What Debt Collectors Can Do
Debt collection agencies working on behalf of parking operators can send you letters demanding payment, call you to request payment (within reasonable hours), and report the debt to the original creditor. That is essentially the extent of their powers in the context of a parking charge.
What Debt Collectors Cannot Do
This is the more important list. Parking charge debt collectors cannot visit your home and seize goods, register the debt on your credit file, add the debt to your credit report with Experian, Equifax, or TransUnion, threaten you with criminal prosecution, send bailiffs to your home, clamp or remove your vehicle, or force entry to your property.
The reason they cannot do most of these things is that they are acting on behalf of a private company pursuing a contractual claim. They are not court-appointed enforcement agents. They have no statutory powers. They are simply another company sending letters.
Common Debt Collector Tactics
Parking charge debt collectors use several tactics designed to pressure payment:
Escalating language: Letters become progressively more threatening, using phrases like "final notice," "legal proceedings will commence," and "credit file impact." Much of this language is misleading for parking charges.

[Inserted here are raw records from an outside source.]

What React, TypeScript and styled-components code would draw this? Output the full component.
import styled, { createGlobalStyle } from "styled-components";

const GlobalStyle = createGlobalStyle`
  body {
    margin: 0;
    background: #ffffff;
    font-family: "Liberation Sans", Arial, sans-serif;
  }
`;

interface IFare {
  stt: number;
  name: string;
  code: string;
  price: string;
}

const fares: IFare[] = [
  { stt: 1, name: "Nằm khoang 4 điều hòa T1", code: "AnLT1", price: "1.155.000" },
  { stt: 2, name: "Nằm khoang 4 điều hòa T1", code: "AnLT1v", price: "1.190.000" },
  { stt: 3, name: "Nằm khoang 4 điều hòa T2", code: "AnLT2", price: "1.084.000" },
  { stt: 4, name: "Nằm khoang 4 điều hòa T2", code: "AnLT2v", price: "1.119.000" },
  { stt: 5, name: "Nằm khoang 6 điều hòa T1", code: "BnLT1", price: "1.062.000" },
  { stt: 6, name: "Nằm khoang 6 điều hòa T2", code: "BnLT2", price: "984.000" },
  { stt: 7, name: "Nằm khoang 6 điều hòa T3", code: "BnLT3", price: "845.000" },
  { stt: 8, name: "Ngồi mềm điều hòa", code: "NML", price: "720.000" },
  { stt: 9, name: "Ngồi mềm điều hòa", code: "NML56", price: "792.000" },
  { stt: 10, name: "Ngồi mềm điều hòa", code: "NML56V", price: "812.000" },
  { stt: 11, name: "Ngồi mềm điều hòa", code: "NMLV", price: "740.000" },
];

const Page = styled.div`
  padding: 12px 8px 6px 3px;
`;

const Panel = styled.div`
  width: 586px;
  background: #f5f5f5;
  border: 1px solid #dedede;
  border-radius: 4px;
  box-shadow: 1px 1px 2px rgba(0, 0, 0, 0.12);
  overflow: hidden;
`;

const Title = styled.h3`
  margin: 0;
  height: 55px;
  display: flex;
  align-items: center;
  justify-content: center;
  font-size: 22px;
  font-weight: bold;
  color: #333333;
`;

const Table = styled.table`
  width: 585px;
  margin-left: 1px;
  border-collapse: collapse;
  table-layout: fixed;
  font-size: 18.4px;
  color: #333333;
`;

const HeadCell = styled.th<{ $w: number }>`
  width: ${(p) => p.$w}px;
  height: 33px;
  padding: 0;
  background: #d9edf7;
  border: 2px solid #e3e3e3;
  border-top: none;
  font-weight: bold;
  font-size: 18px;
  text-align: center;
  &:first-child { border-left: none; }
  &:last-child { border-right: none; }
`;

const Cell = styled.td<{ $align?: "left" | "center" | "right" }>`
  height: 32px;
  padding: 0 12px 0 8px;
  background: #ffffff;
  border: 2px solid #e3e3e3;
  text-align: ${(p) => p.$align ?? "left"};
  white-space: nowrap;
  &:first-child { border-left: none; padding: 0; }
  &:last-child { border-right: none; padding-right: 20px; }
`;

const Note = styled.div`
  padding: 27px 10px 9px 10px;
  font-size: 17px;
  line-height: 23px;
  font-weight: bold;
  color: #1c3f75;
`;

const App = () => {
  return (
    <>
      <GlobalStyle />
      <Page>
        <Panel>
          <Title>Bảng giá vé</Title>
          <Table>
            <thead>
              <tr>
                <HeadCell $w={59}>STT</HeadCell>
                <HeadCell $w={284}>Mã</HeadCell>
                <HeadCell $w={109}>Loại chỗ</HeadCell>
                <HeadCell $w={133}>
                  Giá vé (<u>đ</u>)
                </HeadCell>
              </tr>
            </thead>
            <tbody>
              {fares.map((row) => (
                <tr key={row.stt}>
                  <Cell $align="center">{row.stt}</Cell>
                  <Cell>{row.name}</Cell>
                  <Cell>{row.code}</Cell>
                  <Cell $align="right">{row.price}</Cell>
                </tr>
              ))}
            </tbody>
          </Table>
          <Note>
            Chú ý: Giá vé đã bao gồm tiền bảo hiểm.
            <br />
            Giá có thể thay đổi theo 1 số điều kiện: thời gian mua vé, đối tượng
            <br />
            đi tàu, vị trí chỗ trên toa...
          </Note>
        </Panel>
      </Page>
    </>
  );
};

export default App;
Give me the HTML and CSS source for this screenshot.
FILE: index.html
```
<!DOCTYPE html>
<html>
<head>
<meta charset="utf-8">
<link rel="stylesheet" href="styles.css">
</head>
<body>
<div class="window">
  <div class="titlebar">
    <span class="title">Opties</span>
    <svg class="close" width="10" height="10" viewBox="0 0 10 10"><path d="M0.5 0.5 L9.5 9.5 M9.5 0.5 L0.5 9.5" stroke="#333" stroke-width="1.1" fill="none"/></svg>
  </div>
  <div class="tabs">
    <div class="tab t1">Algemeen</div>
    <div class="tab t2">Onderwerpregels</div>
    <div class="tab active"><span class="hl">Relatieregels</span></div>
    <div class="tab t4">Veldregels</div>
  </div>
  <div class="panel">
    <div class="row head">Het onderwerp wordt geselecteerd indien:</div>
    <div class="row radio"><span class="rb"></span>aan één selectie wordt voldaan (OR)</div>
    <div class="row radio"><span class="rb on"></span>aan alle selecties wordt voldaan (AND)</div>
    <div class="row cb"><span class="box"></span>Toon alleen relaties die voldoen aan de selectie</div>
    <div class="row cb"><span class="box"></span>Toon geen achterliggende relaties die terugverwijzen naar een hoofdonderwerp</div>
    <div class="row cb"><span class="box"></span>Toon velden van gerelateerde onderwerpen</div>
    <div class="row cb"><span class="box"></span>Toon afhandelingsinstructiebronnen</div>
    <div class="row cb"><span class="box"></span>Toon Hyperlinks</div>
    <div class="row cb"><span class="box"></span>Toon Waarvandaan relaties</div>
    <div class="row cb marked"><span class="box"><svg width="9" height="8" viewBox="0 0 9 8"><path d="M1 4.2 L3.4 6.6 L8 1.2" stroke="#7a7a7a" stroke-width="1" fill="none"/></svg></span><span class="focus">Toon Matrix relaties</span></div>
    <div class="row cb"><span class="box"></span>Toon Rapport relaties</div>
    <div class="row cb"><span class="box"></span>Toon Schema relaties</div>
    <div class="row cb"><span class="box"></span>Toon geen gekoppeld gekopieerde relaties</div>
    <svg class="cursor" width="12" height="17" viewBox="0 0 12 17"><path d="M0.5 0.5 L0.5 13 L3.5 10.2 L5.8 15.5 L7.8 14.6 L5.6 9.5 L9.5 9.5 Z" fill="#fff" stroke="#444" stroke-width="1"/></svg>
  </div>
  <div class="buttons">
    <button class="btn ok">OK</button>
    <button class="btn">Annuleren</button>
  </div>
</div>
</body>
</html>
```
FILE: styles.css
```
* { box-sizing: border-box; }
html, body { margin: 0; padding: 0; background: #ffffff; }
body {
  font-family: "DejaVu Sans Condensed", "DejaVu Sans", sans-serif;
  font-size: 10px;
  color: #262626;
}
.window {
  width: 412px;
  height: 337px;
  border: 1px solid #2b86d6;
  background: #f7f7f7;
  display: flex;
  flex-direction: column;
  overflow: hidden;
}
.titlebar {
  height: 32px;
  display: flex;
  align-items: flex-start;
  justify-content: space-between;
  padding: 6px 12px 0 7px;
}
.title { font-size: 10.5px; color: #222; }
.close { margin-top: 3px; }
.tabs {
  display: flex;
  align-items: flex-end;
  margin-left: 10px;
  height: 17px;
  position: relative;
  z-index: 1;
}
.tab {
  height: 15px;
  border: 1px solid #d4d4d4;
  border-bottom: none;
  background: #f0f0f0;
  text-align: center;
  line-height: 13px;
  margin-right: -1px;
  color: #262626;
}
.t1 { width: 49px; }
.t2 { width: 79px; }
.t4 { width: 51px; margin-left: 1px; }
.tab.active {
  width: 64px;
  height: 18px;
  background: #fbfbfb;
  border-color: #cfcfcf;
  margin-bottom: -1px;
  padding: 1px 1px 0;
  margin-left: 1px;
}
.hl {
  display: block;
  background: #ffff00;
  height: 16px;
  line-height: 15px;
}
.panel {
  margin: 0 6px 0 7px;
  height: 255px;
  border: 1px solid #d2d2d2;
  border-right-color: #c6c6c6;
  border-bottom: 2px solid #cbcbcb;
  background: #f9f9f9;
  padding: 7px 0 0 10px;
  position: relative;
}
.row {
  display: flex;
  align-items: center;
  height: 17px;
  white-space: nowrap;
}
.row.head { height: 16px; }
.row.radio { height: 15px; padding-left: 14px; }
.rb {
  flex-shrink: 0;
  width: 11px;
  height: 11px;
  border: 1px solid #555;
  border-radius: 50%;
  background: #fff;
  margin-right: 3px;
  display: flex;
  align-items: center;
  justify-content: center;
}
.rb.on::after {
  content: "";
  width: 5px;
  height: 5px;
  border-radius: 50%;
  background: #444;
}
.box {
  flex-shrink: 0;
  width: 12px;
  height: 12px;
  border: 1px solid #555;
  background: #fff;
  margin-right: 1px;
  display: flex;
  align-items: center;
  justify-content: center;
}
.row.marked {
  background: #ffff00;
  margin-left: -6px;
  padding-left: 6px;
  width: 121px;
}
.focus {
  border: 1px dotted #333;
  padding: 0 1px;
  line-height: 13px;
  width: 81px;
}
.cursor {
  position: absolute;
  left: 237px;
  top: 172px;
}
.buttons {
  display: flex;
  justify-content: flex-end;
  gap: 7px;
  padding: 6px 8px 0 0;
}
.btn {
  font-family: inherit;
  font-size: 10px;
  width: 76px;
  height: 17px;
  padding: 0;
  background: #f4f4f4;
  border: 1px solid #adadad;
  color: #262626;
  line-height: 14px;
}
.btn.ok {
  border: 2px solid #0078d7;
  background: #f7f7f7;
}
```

Different company names: The debt collector may use a different name from the parking operator, making it seem like a separate organisation is now involved. In many cases, the "debt collector" is actually a trading name of the parking operator itself or a closely related company.
Short deadlines: Letters often demand payment within 7 or 14 days, creating artificial urgency. These deadlines are set by the debt collector, not by any legal requirement.
Telephone calls: Some debt collectors will call you. You are not obliged to discuss the matter by phone. You can request that all communication be in writing.
How to Respond
If you have already appealed the parking charge and it was rejected (at operator level and at POPLA/IAS), and you have decided not to pay, there is generally nothing you need to do in response to debt collection letters. You can send a brief letter stating that you dispute the charge and setting out your grounds. This is not required, but it creates a record.
If you have not yet appealed, the debt collection stage does not prevent you from challenging the charge. The formal appeal window may have closed, but you can still raise your grounds if the matter escalates to court.
When to Take Action
There are two situations where you should take immediate action:
- You receive a genuine County Court claim form (N1): This is not from the debt collector; it is from the County Court. Respond within the deadline (14 days to acknowledge, 28 days to defend).
- The debt collector is acting unlawfully: If they are threatening criminal action, claiming to be bailiffs, or harassing you with excessive calls, report them to the Financial Conduct Authority (FCA) and the parking operator's trade body.